The design is extremely
simple: a mile – 1.6 kilometers – long linear path winding between the
‘spontaneous original’ vegetation, emphasizing in every point the uniqueness of
its particular context. The single line is the essential reduction of a park,
but the elevation of the structure, making it move through the building blocks,
clearly sets it apart from the streets and gives it that one characteristic we
all look for in parks: a place of escape and refuge, distancing ourselves from
the city. Although the High Line is not an idealized picturesque landscape
image, as that other world-renowned park in the city, it also thrives on the
contrast with its surroundings, just like the large trees of Central Park
become all the more impressive because of the looming skyscrapers towering
above them. But for the High Line the city becomes part of the park, the
reconnection with nature becomes a rediscovery of the city, moving through the
blocks, through a canyon of skyscrapers and penetrating the lower levels of old
industrial warehouses.
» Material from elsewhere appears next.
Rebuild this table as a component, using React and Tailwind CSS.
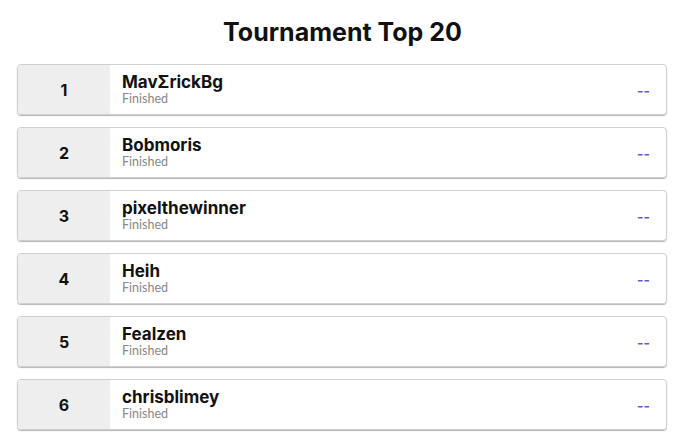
import React from "react";

const rows = [
  { rank: 1, name: "MavΣrickBg" },
  { rank: 2, name: "Bobmoris" },
  { rank: 3, name: "pixelthewinner" },
  { rank: 4, name: "Heih" },
  { rank: 5, name: "Fealzen" },
  { rank: 6, name: "chrisblimey" },
];

export default function App() {
  return (
    <div
      className="w-[685px] h-[448px] bg-white overflow-hidden"
      style={{ fontFamily: "Inter, 'Noto Sans', sans-serif" }}
    >
      <h1 className="pt-[16px] text-center text-[25px] leading-[32px] font-bold text-[#111]">
        Tournament Top 20
      </h1>
      <div className="mt-[16px] flex flex-col gap-[12px] pl-[17px] pr-[18px]">
        {rows.map((r) => (
          <div
            key={r.rank}
            className="flex h-[51px] rounded-[4px] border border-[#cfcfcf] overflow-hidden shadow-[0_1px_1px_#b5b5b5]"
          >
            <div className="w-[92px] shrink-0 bg-[#eeeeee] flex items-center justify-center text-[16px] font-bold text-[#111]">
              {r.rank}
            </div>
            <div className="flex-1 flex items-center pl-[12px] pr-[16px]">
              <div className="flex-1 flex flex-col pb-[2px]">
                <span className="text-[17px] leading-[20px] font-bold text-[#111]">
                  {r.name}
                </span>
                <span
                  className="text-[12.5px] leading-[13px] text-[#888888]"
                  style={{ fontFamily: "Lato, sans-serif" }}
                >
                  Finished
                </span>
              </div>
              <span className="text-[14px] font-semibold text-[#5f58d4] pt-[2px]">--</span>
            </div>
          </div>
        ))}
      </div>
    </div>
  );
}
In this light the designers have grasped every
divergence in the smooth course of the old railway tracks and its relation with
its surroundings to stage an impressive and, until now, unknown vista on the
city. At least in this respect it refers back to the varied naturalistic scenes
of Central Park, and starts at Gansevoort Street with a woodland to the open
and exposed grasslands a bit further, until it reaches the enclosure of some
buildings, providing a microclimate for the ‘Chelsea Thicket’ opening to the
required grass lawn that ends in a chasm where the path lifts above the
suddenly lush vegetation. These landscapes are then seamlessly sewn together,
following the curves of the railway tracks and emphasizing the flow in every
single aspect through the use of one single element: the line.
The paths become a
virtuous play of concrete lines, now going up to form a bench, then diving
underground embracing an early crocus flower, but always making a smooth
transition. This play of new lines running parallel to, and sometimes crossing
the remaining rails, captures the true identity of the park as a place of flows
and reinforces this character along its entire length. But on top of this
‘spontaneous’ natural layer, reminiscent of the former condition, and the new
lines of the concrete paths, the extra park program needs to be fitted in. Here
the ingenuity and careful feeling for the context of the designers emanates
from the evident way in which the railway bedding can accommodate a stage, a
sundeck, a viewing spur and other unique spots. The continuous elevated line is
punctuated with interventions at every opportunity, following from the shape of
the viaduct, or the surrounding urban context. These are also the excellent
opportunities to engage with the streets below. The 14th Street
entry, for example, illustrates the care with which the stairs are inserted
between the beams with a long landing over the street revealing the legs of the
visitors, but at the same time bringing light to the street level. Also the
materials reflect the transition and adaptation: a glass railing keeps the
continuous park landscape open, a new rusty ‘Corten’ steel plate is inserted
when cutting though the soil, and below the steel of the old viaduct glass
opens to the street below. Through these subtle transitions the park can engage
with the streets without abandoning its own status. However, in its engagement
with the adjacent buildings it is even stronger. The penetration of the Chelsea
Market building forms a rougher gap in the sleek continuum of the park, giving
breathing room for artists and performers. The new Whitney Museum at the
Gansevoort Plaza by Renzo Piano will hopefully exploit this opportunity even
more.
After this short
reflection on the rich aspects of the High Line I have to acknowledge the
designers’ exceptional attitude and skills in the way they were able to
retrieve the memory of the old railway, incorporating the spontaneous
ecological diversity and carefully inserting a social program carried by the
community. The High Line rightly deserves its high status as an exceptional
postindustrial park that interweaves lines from ecology, conservation, its
urban context and community, but most of all its own landscape identity.